How does continuous profiling data complement the existing observability tooling available? [27:54]
Wes Reisz: I'm curious about, do you have a tool of the server, so that you can do this correlation? You also have an existing observability stack that has all of this other data that's in it. How do you bring them together?
Frederic Branczyk: Yeah. So this is another thing where we were really intentional about making this compliment really well together, with an existing Prometheus setup, right? Basically, the data model is identical to Prometheus. And so, if you label your data identically, which because the configurations are exactly the same, to the point where we didn't just design them in a similar way. We're actually literally reusing Prometheus code for configuration. So for most setups, you can copy and paste a lot of the configuration. But yeah, it's absolutely a complimentary thing, right? Like I said earlier, continuous profiling shines a different light on another aspect of your running applications. It doesn't replace metrics. It doesn't replace logs. It doesn't replace tracing. But the detail that you get from continuous profiling, you get from none of the other observability signals. So it's absolutely complimentary, and you should be using all of them. But exactly, that's also why we are excited about Grafana integration, because that actually allows us to weave it into, what people probably already have set up.
Wes Reisz: Yeah, that's really cool. It's really cool. So what's next for Polar Signals?

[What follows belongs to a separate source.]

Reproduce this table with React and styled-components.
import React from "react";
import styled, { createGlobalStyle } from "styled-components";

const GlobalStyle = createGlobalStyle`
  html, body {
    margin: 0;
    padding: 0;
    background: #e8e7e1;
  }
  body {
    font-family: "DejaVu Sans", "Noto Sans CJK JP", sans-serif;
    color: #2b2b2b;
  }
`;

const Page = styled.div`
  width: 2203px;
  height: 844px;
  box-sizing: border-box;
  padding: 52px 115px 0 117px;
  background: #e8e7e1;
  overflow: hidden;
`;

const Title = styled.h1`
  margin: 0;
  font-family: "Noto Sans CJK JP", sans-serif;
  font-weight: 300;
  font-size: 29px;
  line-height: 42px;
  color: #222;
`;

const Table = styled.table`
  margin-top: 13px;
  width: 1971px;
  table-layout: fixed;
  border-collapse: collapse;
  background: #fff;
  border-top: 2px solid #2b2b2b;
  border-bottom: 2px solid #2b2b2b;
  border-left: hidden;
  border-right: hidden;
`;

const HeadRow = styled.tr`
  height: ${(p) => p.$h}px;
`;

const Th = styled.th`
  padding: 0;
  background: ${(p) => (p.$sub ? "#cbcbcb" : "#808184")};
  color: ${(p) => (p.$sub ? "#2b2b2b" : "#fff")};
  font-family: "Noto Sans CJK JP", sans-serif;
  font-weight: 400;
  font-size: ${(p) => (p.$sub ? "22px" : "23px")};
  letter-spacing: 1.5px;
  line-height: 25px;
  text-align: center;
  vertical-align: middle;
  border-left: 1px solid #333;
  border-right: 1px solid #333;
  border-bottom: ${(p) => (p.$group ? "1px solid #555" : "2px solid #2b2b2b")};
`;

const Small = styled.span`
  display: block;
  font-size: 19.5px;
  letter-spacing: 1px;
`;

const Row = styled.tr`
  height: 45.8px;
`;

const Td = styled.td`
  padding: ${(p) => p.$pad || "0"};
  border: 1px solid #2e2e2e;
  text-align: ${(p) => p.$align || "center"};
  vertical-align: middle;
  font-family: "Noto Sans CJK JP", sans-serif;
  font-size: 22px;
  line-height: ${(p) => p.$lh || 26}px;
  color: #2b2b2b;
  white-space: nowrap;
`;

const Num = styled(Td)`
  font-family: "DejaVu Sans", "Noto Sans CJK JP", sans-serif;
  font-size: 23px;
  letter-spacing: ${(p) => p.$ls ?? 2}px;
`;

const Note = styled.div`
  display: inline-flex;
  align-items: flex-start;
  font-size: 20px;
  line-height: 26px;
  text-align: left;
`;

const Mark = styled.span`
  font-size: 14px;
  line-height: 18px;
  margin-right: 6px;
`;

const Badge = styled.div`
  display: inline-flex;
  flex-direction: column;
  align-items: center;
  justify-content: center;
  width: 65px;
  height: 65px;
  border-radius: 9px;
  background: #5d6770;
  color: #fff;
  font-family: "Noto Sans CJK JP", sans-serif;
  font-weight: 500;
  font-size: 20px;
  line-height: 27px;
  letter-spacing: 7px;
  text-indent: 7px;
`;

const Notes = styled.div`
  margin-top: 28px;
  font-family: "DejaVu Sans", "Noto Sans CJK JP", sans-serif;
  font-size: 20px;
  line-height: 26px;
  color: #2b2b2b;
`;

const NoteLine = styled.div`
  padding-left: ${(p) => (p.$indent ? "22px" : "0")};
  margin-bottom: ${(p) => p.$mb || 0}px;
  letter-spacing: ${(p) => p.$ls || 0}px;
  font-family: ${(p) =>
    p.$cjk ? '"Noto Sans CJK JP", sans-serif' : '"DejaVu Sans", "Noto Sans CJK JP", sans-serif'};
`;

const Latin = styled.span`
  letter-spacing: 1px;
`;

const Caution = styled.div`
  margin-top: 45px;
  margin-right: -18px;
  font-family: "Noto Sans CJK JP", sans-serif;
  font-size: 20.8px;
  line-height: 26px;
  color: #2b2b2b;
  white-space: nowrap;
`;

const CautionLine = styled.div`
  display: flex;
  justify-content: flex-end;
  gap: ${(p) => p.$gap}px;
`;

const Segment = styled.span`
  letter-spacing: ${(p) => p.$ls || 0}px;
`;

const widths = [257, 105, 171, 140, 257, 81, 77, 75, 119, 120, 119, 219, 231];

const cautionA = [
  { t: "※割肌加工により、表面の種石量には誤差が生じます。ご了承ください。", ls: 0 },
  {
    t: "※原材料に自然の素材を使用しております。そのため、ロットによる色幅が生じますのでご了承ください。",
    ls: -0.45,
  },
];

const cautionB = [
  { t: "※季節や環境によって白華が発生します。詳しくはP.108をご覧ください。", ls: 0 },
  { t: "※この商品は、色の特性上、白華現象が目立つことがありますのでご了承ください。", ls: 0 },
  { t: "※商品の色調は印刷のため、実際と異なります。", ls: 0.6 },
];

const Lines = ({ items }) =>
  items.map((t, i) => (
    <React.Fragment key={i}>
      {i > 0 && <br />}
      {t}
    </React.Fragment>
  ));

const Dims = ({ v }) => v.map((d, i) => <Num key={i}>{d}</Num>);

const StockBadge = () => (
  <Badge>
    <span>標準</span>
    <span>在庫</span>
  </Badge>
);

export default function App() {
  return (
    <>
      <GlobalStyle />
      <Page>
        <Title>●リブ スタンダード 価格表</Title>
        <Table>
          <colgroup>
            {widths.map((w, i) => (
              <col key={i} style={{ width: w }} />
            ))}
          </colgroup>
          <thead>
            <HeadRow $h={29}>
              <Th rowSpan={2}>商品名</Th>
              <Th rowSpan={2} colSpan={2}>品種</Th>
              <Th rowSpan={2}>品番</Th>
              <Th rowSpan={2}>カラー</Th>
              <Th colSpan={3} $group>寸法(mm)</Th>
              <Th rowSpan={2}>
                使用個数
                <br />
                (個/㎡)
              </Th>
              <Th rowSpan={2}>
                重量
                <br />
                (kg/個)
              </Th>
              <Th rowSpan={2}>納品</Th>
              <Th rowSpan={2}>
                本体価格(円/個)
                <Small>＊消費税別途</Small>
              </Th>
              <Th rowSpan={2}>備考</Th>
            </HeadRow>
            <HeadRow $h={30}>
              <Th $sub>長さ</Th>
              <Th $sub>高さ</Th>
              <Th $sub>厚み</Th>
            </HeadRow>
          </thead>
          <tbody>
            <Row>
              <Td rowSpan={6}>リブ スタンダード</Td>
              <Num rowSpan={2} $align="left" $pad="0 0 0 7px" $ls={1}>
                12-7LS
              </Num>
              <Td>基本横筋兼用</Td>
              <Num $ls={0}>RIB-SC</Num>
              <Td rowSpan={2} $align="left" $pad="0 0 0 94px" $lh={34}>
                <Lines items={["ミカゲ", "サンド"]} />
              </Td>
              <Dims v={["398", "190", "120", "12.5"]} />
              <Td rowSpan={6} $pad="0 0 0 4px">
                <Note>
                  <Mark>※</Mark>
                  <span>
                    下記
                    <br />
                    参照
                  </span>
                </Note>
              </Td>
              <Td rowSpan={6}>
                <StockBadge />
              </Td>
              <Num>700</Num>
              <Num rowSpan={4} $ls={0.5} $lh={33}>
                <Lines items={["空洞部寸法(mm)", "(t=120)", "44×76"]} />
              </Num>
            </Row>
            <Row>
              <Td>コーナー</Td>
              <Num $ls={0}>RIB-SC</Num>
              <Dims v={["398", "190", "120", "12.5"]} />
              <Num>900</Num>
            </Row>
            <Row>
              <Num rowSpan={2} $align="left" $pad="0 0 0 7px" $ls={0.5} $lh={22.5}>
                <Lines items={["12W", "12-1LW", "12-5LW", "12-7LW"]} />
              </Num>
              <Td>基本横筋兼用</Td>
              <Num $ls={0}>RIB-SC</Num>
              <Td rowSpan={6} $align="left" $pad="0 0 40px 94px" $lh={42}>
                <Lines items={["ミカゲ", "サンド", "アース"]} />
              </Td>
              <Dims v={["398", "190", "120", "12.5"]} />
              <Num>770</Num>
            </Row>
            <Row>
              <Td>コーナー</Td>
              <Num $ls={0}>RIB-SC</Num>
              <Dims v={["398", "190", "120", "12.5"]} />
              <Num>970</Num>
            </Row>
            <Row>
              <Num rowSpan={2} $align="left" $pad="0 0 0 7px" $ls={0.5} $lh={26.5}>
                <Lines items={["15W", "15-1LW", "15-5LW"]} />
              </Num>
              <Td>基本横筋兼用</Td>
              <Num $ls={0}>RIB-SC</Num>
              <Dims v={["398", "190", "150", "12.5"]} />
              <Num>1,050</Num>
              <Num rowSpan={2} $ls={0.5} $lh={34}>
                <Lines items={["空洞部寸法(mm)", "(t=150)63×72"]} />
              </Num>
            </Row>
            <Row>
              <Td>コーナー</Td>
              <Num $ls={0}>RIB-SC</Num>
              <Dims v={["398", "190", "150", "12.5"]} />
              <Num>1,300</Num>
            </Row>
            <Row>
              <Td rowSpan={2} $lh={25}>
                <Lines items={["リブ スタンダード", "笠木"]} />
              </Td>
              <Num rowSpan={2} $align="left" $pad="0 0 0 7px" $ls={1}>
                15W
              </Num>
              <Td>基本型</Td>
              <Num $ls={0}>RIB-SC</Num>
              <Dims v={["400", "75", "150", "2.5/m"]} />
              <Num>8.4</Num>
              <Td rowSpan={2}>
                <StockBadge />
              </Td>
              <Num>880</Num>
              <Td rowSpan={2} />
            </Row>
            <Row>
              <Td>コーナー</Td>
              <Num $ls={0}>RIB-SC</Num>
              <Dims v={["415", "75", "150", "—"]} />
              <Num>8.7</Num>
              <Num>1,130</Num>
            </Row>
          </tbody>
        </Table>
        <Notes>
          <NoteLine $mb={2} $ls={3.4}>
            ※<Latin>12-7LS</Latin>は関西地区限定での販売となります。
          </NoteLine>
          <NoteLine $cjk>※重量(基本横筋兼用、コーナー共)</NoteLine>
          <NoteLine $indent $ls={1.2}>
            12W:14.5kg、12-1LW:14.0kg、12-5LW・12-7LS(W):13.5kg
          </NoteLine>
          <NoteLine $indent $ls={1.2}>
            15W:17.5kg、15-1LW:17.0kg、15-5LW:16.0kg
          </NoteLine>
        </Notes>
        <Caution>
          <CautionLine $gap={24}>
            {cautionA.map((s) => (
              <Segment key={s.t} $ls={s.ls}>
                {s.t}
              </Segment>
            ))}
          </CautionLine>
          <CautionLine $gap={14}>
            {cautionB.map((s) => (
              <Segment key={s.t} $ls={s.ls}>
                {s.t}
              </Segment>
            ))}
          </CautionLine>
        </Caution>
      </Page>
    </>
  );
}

Frederic Branczyk: Yeah. So Polar Signals, we're actually working, this is unsurprising, we're working on a cloud product for all of this, so that you don't have to run the Parca server at all. And yeah, we've been working on that really hard. I think we'll get there by the end of the year, that people can start to use that. The idea is there, essentially, that you don't have to run the Parca server at all anymore. And the only thing you do, is deploy the Parca agent in your infrastructure, and it'll all just magically happen by itself.
Conclusion [29:51]
Wes Reisz: Awesome. Well, Frederic, thank you for joining us on the InfoQ Podcast.
Frederic Branczyk: Thanks for having me.